Em Salvador, o recepcionista de um hotel atende aos hóspedes que buscam sexo proibido. Após nove minutos de tentativa, conseguiu falar com uma agenciadora. “Ela em si não faz programa. É aquela mulher que agencia as meninas. Ela tem morena, tem loira, tem alta, tem baixa”, diz. E justifica os R$ 200 cobrados pelo programa. “Pra entrar numa boate, o senhor paga quase R$ 70, pra tirar a menina paga R$ 100 à boate e mais 250 pra menina. Essa menina daqui não está em boate, ela vem aqui já, por isso cobra esse valor”, explica.
“Se quiser aguardar, tem outra também”, avisa. “Essas meninas vêm e oferecem o telefone. Às vezes já saíram dessas casas [boates], a gente pega e fica, e quando aparece alguém querendo, a gente passa”, observa. O recepcionista também tranquiliza o hóspede sobre a entrada. “Aqui, não vou cobrar nada de vocês. Até porque se eu fosse cobrar, ia ficar caro pra vocês”.
Rave e Lua, mãe e filha, são garotas de programa e habituais frequentadoras de hotéis em Salvador. “Em hotel, eles [turistas] pedem muitas garotas. Se não conseguir no próprio hotel, eles vêm à Barra e conseguem por conta própria, chegam lá e pagam a hospedagem da garota. Mas se for indicado, eles dão uma gorjetazinha e tudo certo”, explica Rave. Foi assim que Lua, aos 17 anos, ficou uma semana num hotel de luxo com um prefeito do interior da Bahia. “Se ele é o homem do pacote, vai ter problema?
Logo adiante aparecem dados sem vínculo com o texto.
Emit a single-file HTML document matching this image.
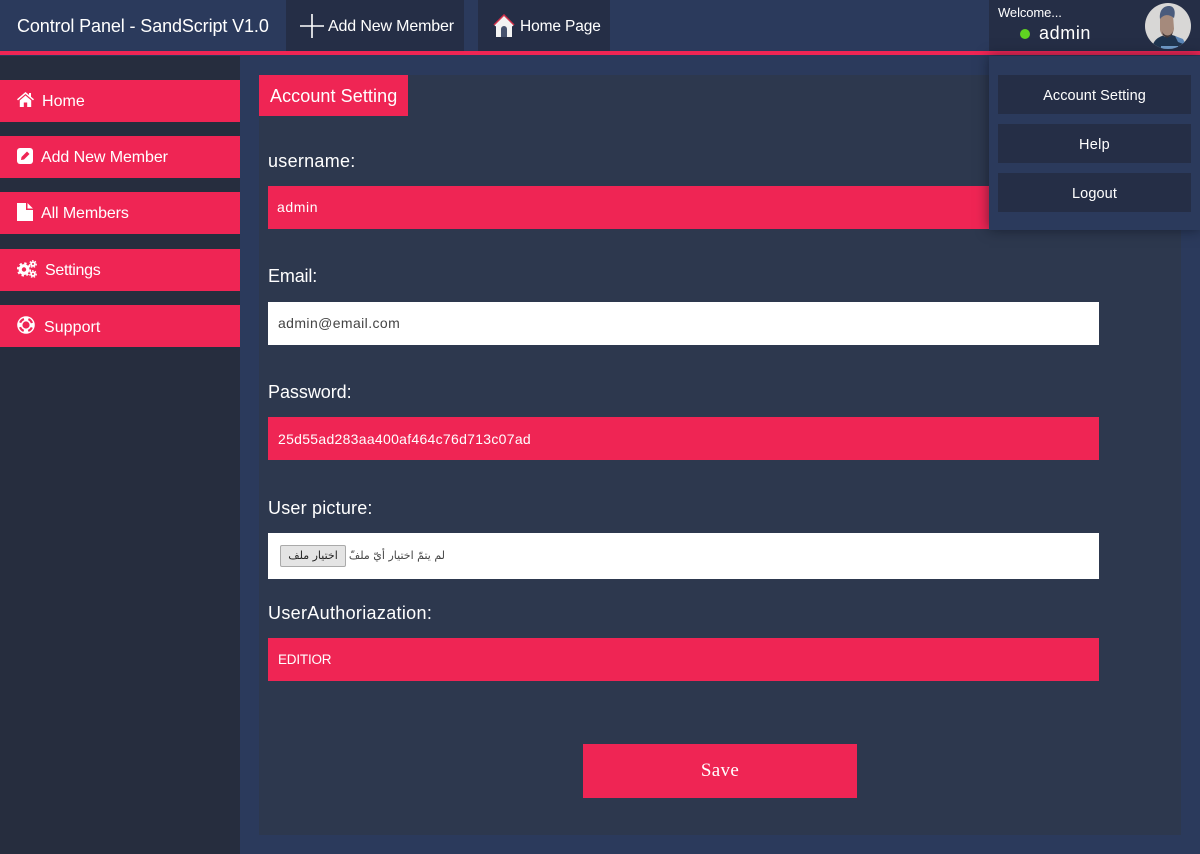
<!DOCTYPE html>
<html lang="en"><head><meta charset="utf-8"><title>Control Panel</title>
<style>
html,body{margin:0;padding:0}
body{width:1200px;height:854px;position:relative;overflow:hidden;background:#2b3a5c;color:#fff;font-family:"Liberation Sans","DejaVu Sans",sans-serif}
.a{position:absolute;white-space:nowrap}
.r{background:#ef2554}
.d{background:#252e46}
.s{left:0;width:240px;height:42px;background:#ef2554}
.t{font-size:16px;line-height:22px}
.f{left:268px;width:831px;font-size:14px;line-height:43px;text-indent:10px;letter-spacing:.4px}
.l{left:268px;font-size:18px;letter-spacing:.2px;line-height:22px}
.m{left:998px;width:193px;height:39px;line-height:41px;background:#252e46;text-align:center;font-size:14.5px;padding-top:0}
svg{position:absolute}
</style></head><body>
<div class="a" style="left:0;top:56px;width:240px;height:798px;background:#262d3e"></div>
<div class="a" style="left:259px;top:75px;width:922px;height:760px;background:#2d384e"></div>
<div class="a" style="left:0;top:0;width:1200px;height:51px;background:#2b3a5c"></div>
<div class="a r" style="left:0;top:51px;width:1200px;height:4px"></div>
<div class="a" style="left:0;top:55px;width:1200px;height:1px;background:#2b3a5c"></div>

<div class="a" style="left:17px;top:14px;font-size:18px;line-height:24px;letter-spacing:-.11px">Control Panel - SandScript V1.0</div>
<div class="a d" style="left:286px;top:0;width:178px;height:51px"></div>
<svg style="left:300px;top:14px" width="24" height="24"><path d="M12 0V24M0 12H24" stroke="#fff" stroke-width="1.6"/></svg>
<div class="a t" style="left:328px;top:16px;letter-spacing:-.15px">Add New Member</div>
<div class="a d" style="left:478px;top:0;width:132px;height:51px"></div>
<svg style="left:493px;top:14px" width="22" height="24" viewBox="0 0 22 24"><path d="M11 1L1 11 3 12.500V23H19V12.500L21 11Z" fill="#f3f3f3"/><path d="M1 11L11 1 21 11" fill="none" stroke="#d0304a" stroke-width="1.500"/><path d="M8 23V15a3 3 0 0 1 6 0V23Z" fill="#46526e"/></svg>
<div class="a" style="left:520px;top:16px;font-size:15.5px;line-height:22px;letter-spacing:-.12px">Home Page</div>

<div class="a d" style="left:989px;top:0;width:211px;height:51px"></div>
<div class="a" style="left:998px;top:4px;font-size:13px;line-height:17px;letter-spacing:-.1px">Welcome...</div>
<div class="a" style="left:1020px;top:29px;width:10px;height:10px;border-radius:50%;background:#5fd321"></div>
<div class="a" style="left:1039px;top:22px;font-size:18px;line-height:23px;letter-spacing:.6px">admin</div>
<svg style="left:1145px;top:3px" width="46" height="46" viewBox="0 0 46 46"><defs><clipPath id="c"><circle cx="23" cy="23" r="23"/></clipPath></defs><g clip-path="url(#c)"><rect width="46" height="46" fill="#d8d7d6"/><path d="M7 46C8 37 13 34 20 32H27C34 34 38 37 40 46Z" fill="#1f3550"/><path d="M30 33L38 36 41 42 33 39Z" fill="#5b86b8"/><path d="M15 12H28L29 26C28 32 25 34 22 34 19 34 16 32 15 27Z" fill="#a58a7c"/><path d="M15 16C14 8 18 3 24 3 29 3 31 8 29 15 24 11 19 11 15 16Z" fill="#4a5b7c"/><path d="M17 28C19 34 26 34 28 28L27 32 22 35 18 32Z" fill="#3c3436"/><path d="M16 43H33V46H16Z" fill="#6f9bc9"/></g></svg>

<div class="a s" style="top:80px"></div>
<svg style="left:17px;top:92px" width="17" height="15" viewBox="0 0 17 15"><path d="M8.500 0L0 7.300 1 8.400 8.500 2 16 8.400 17 7.300 14 4.700V1H12V3Z" fill="#fff"/><path d="M8.500 3.500L2.800 8.400V15H6.800V10.500H10.200V15H14.200V8.400Z" fill="#fff"/></svg>
<div class="a t" style="left:42px;top:91px;letter-spacing:.05px">Home</div>
<div class="a s" style="top:136px"></div>
<svg style="left:17px;top:148px" width="16" height="16" viewBox="0 0 16 16"><rect width="16" height="16" rx="3" fill="#fff"/><path d="M4 12L4.500 9 10 3.500 12.500 6 7 11.500Z" fill="#ef2554"/></svg>
<div class="a t" style="left:41px;top:147px;letter-spacing:-.08px">Add New Member</div>
<div class="a s" style="top:192px"></div>
<svg style="left:17px;top:203px" width="16" height="18" viewBox="0 0 16 18"><path d="M0 0H9V7H16V18H0ZM10.500 0L16 5.500H10.500Z" fill="#fff"/></svg>
<div class="a t" style="left:41px;top:203px;letter-spacing:-.1px">All Members</div>
<div class="a s" style="top:249px"></div>
<svg style="left:17px;top:260px" width="20" height="18" viewBox="0 0 20 18"><circle cx="7" cy="9.500" r="3.800" fill="none" stroke="#fff" stroke-width="3.200"/><circle cx="7" cy="9.500" r="6.200" fill="none" stroke="#fff" stroke-width="1.800" stroke-dasharray="2.400 2.470"/><circle cx="16" cy="4" r="1.900" fill="none" stroke="#fff" stroke-width="1.800"/><circle cx="16" cy="4" r="3.300" fill="none" stroke="#fff" stroke-width="1.200" stroke-dasharray="1.500 1.400"/><circle cx="16" cy="14" r="1.900" fill="none" stroke="#fff" stroke-width="1.800"/><circle cx="16" cy="14" r="3.300" fill="none" stroke="#fff" stroke-width="1.200" stroke-dasharray="1.500 1.400"/></svg>
<div class="a t" style="left:45px;top:260px;letter-spacing:-.3px">Settings</div>
<div class="a s" style="top:305px"></div>
<svg style="left:17px;top:316px" width="18" height="18" viewBox="0 0 18 18"><circle cx="9" cy="9" r="8.800" fill="#fff"/><circle cx="9" cy="9" r="6.300" fill="none" stroke="#ef2554" stroke-width="2.200" stroke-dasharray="5.400 4.500" stroke-dashoffset="2.700" transform="rotate(45 9 9)"/><circle cx="9" cy="9" r="3.600" fill="#ef2554"/></svg>
<div class="a t" style="left:44px;top:317px;letter-spacing:.05px">Support</div>

<div class="a r" style="left:259px;top:75px;width:149px;height:41px"></div>
<div class="a" style="left:270px;top:85px;font-size:18px;line-height:23px;letter-spacing:.08px">Account Setting</div>

<div class="a l" style="top:150px;letter-spacing:.28px">username:</div>
<div class="a f r" style="top:186px;height:43px;text-indent:9px;letter-spacing:.6px">admin</div>
<div class="a l" style="top:265px;letter-spacing:-.15px">Email:</div>
<div class="a f" style="top:302px;height:43px;background:#fff;color:#444">admin@email.com</div>
<div class="a l" style="top:381px;letter-spacing:-.05px">Password:</div>
<div class="a f r" style="top:417px;height:43px;line-height:45px;letter-spacing:.29px">25d55ad283aa400af464c76d713c07ad</div>
<div class="a l" style="top:497px;letter-spacing:.2px">User picture:</div>
<div class="a" style="left:268px;top:533px;width:831px;height:46px;background:#fff"></div>
<div class="a" style="left:280px;top:545px;width:66px;height:22px;box-sizing:border-box;border:1px solid #aaa;border-radius:2px;background:#e4e4e4;color:#222;font:11px/20px 'DejaVu Sans',sans-serif;text-align:center" dir="rtl">اختيار ملف</div>
<div class="a" style="left:349px;top:546px;width:96px;color:#444;font:11px/20px 'DejaVu Sans',sans-serif;text-align:center" dir="rtl">لم يتمّ اختيار أيّ ملفّ</div>
<div class="a l" style="top:602px;letter-spacing:.32px">UserAuthoriazation:</div>
<div class="a f r" style="top:638px;height:43px;font-size:13.5px;letter-spacing:-.2px">EDITIOR</div>
<div class="a r" style="left:583px;top:744px;width:274px;height:54px;line-height:54px;text-align:center;font-family:'Liberation Serif',serif;font-size:19px;letter-spacing:.3px">Save</div>

<div class="a" style="left:989px;top:56px;width:211px;height:174px;background:#2b3a5c;box-shadow:0 0 12px rgba(10,14,25,.55)"></div>
<div class="a m" style="top:75px;line-height:42px;letter-spacing:.08px">Account Setting</div>
<div class="a m" style="top:124px;line-height:42px;letter-spacing:.3px">Help</div>
<div class="a m" style="top:173px;line-height:42px;letter-spacing:.1px">Logout</div>
</body></html>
Não vai ter problema nenhum”, observa Rave.
Entrada livre
Entrar com adolescente num hotel de Fortaleza não é tão difícil como deveria. “Tive um cliente da Itália, tava hospedado num hotel na beira-mar, um hotel cinco estrelas. Passei três meses com ele. Eu ia pro hotel uma vez na semana, duas vezes na semana. Ele comprou minha roupa completa de mulher. E me deu mil reais”, diz Leonardo, michê de 18 anos, à época com 16. “Era mais procurado por turista, tinha mais cliente estrangeiro do que daqui”, conta. Ele passava a semana nas ruas do bairro onde mora, na periferia, e no fim de semana fazia ponto na Praia de Iracema.
A três quadras da praia mais famosa de Fortaleza, na Rua Joaquim Alves, garotas de programa assediam os hóspedes no saguão de um hotel de padrão médio. “Eu posso subir no quarto, os meninos me conhecem”, tranquiliza o turista. “Eu fico por aqui (no saguão), ou então quando alguém quer, eles me ligam, porque eles têm meu número”, diz. Costuma ficar no hotel até as 22 horas, depois vai para uma boate frequentada por turistas, a duas quadras da Praia de Iracema. “Um lugar de turismo sexual”, informou um dia antes um guia informal que aborda os turistas no calçadão da Avenida Beira-Mar.
No Rio de Janeiro, as garotas de programa sugerem três hotéis em Copacabana. Um deles já foi alvo de investigação da Delegacia da Criança e Adolescente Vítima (Decav), mas continua a franquear a entrada de menores de idade. Em Natal, houve um período em que o dono de uma pousada só hospedava homens solteiros. “As famílias só davam problema e reclamavam quando eles [os turistas] traziam garotas de programa”, explica. Foi assim que o negócio prosperou, a quadra e meia da praia de Ponta Negra.